Dropping the M-STEP could ‘sabotage’ new school accountability system, group argues
Changing Michigan’s standardized test could “undermine” a new school accountability system proposed by the Michigan Department of Education, according to an analysis released Wednesday by Education Trust-Midwest, a nonpartisan education policy and research group.
The Michigan Student Test of Educational Progress is the state’s “first honest and rigorous assessment in two decades,” and MDE’s plan to revise the exam would mean that “parents and educators will not know whether Michigan’s public schools are truly on track to catch up with the rest of the nation,” said Amber Arellano, the group’s executive director.
MDE’s proposed school accountability system is included in the state’s plan to comply with the Every Student Succeeds Act, the new federal K-12 education law. The law replaces the No Child Left Behind Act, which was widely viewed as federal overreach into the nation’s schools. It returns significant power to states to craft their own policies for areas such as standardized testing, teacher evaluations and turning around failing schools.
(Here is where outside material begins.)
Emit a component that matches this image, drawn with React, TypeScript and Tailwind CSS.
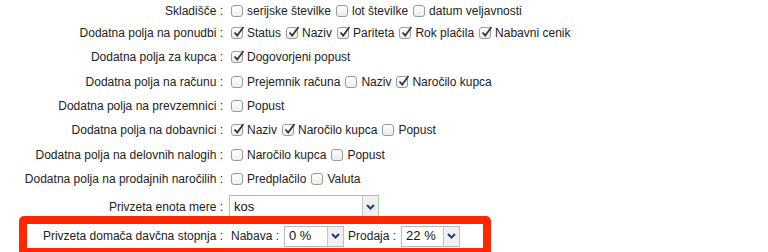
import React from "react";

function Box({ checked }: { checked?: boolean }) {
  return (
    <span className="relative inline-block w-[12px] h-[12px] shrink-0 rounded-[3px] border border-[#9a9a9a] bg-gradient-to-b from-[#ffffff] to-[#ececec]">
      {checked && (
        <svg
          className="absolute left-[1px] top-[-2px]"
          width="12"
          height="12"
          viewBox="0 0 12 12"
        >
          <path d="M1.5 6.5 L4.2 9.6 L10.5 1" fill="none" stroke="#333" strokeWidth="1.7" />
        </svg>
      )}
    </span>
  );
}

function Item({ label, checked }: { label: string; checked?: boolean }) {
  return (
    <span className="flex items-center gap-[4px] whitespace-nowrap">
      <Box checked={checked} />
      <span>{label}</span>
    </span>
  );
}

function Select({ value, w, h }: { value: string; w: string; h: string }) {
  return (
    <span className={`flex ${w} ${h} border border-[#b4b9c2] border-r-[#9fd6a6] bg-white`}>
      <span className="flex-1 flex items-center pl-[4px] text-[13px] text-[#111]">{value}</span>
      <span className="w-[16px] flex items-center justify-center bg-[#f0f0f0] border-l border-[#c4c7cc]">
        <svg width="9" height="6" viewBox="0 0 9 6">
          <path d="M1 1 L4.5 4.5 L8 1" fill="none" stroke="#1f3f7f" strokeWidth="2" />
        </svg>
      </span>
    </span>
  );
}

function Row({ label, children, h = "h-[24.3px]" }: { label: string; children: React.ReactNode; h?: string }) {
  return (
    <div className={`flex items-center ${h}`}>
      <div className="w-[223px] text-right whitespace-nowrap">{label}</div>
      <div className="ml-[8px] flex items-center gap-[5px]">{children}</div>
    </div>
  );
}

export default function App() {
  return (
    <div
      className="w-[768px] h-[252px] overflow-hidden bg-white text-[12px] text-[#222]"
      style={{ fontFamily: '"Liberation Sans", Arial, sans-serif' }}
    >
      <Row label="Skladišče :" h="h-[21px]">
        <Item label="serijske številke" />
        <Item label="lot številke" />
        <Item label="datum veljavnosti" />
      </Row>
      <Row label="Dodatna polja na ponudbi :">
        <Item label="Status" checked />
        <Item label="Naziv" checked />
        <Item label="Pariteta" checked />
        <Item label="Rok plačila" checked />
        <Item label="Nabavni cenik" checked />
      </Row>
      <Row label="Dodatna polja za kupca :">
        <Item label="Dogovorjeni popust" checked />
      </Row>
      <Row label="Dodatna polja na računu :">
        <Item label="Prejemnik računa" />
        <Item label="Naziv" />
        <Item label="Naročilo kupca" checked />
      </Row>
      <Row label="Dodatna polja na prevzemnici :">
        <Item label="Popust" />
      </Row>
      <Row label="Dodatna polja na dobavnici :">
        <Item label="Naziv" checked />
        <Item label="Naročilo kupca" checked />
        <Item label="Popust" />
      </Row>
      <Row label="Dodatna polja na delovnih nalogih :">
        <Item label="Naročilo kupca" />
        <Item label="Popust" />
      </Row>
      <Row label="Dodatna polja na prodajnih naročilih :">
        <Item label="Predplačilo" />
        <Item label="Valuta" />
      </Row>
      <div className="flex items-center h-[23px] mt-[4px]">
        <div className="w-[223px] text-right whitespace-nowrap">Privzeta enota mere :</div>
        <div className="ml-[6px]">
          <Select value="kos" w="w-[150px]" h="h-[23px]" />
        </div>
      </div>
      <div className="relative -mt-[2px] ml-[19px] w-[472px] rounded-[5px] border-[8px] border-[#ff2600] bg-white">
        <div className="flex items-center h-[24px]">
          <div className="w-[196px] text-right whitespace-nowrap">Privzeta domača davčna stopnja :</div>
          <div className="ml-[8px] flex items-center whitespace-nowrap">
            <span>Nabava :</span>
            <span className="ml-[5px]">
              <Select value="0 %" w="w-[60px]" h="h-[21px]" />
            </span>
            <span className="ml-[4px]">Prodaja :</span>
            <span className="ml-[5px]">
              <Select value="22 %" w="w-[59px]" h="h-[21px]" />
            </span>
          </div>
        </div>
      </div>
    </div>
  );
}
State Superintendent Brian Whiston said the new approach would reduce overall testing. Many school districts already use local assessments administered multiple times per year to measure student growth. With the MDE’s new approach, districts would no longer need such exams, he said.
“I do believe we as a state spend too much time testing and put too much emphasis on testing,” Whiston said earlier this month after MDE’s plan was released for public comment.
Ed Trust’s analysis says changing the M-STEP would be a mistake, because it would create a system where “no one in the state would know for sure how our public schools are truly performing compared to other states around the country–or whether we’re really catching up with the rest of the nation.”
MDE officials could not immediately be reached late Tuesday afternoon to respond to the Ed Trust analysis. But the department has said any new assessment would be aligned with Michigan’s college- and career-ready standards.
The Ed Trust report gave good marks to a new A-F school report card included in the plan, which the group said would give parents a “clear and single” rating showing whether schools “are meeting the needs of all groups.”
The report card grades students on a mix of academic measures, as well as factors such as chronic absenteeism and access to advanced coursework.
But for the school report card to be meaningful, it must be rooted in “honest” data – something the Ed Trust fears would be lacking under the MDE’s proposed assessment.
The Ed Trust analysis critiqued other elements of MDE’s plan as well.
While elements of the A-F report card were praised, the analysis pointed out that about half of the state’s schools would receive an A or B under the system. That’s problematic, Ed Trust says, because national data show Michigan is a “bottom 10” state on key indicators of student progress.
“Telling parents and schools that everything is fine with most schools when in fact, student achievement levels have been plummeting, would be downright dishonest,” the analysis said
MDE’s plan should also take more robust steps to ensure all students have access to quality teachers, the Ed Trust analysis says. Stronger support and professional growth opportunities are needed for teachers and administrators in high-poverty districts, where students “often have the highest rates of inexperienced educators,” the analysis said.
“Michigan now has one of this decade’s most important leadership opportunities to get serious about becoming a top ten state,” said Arellano, the group’s executive director. “The question is, are MDE leaders making the most of this urgent opportunity?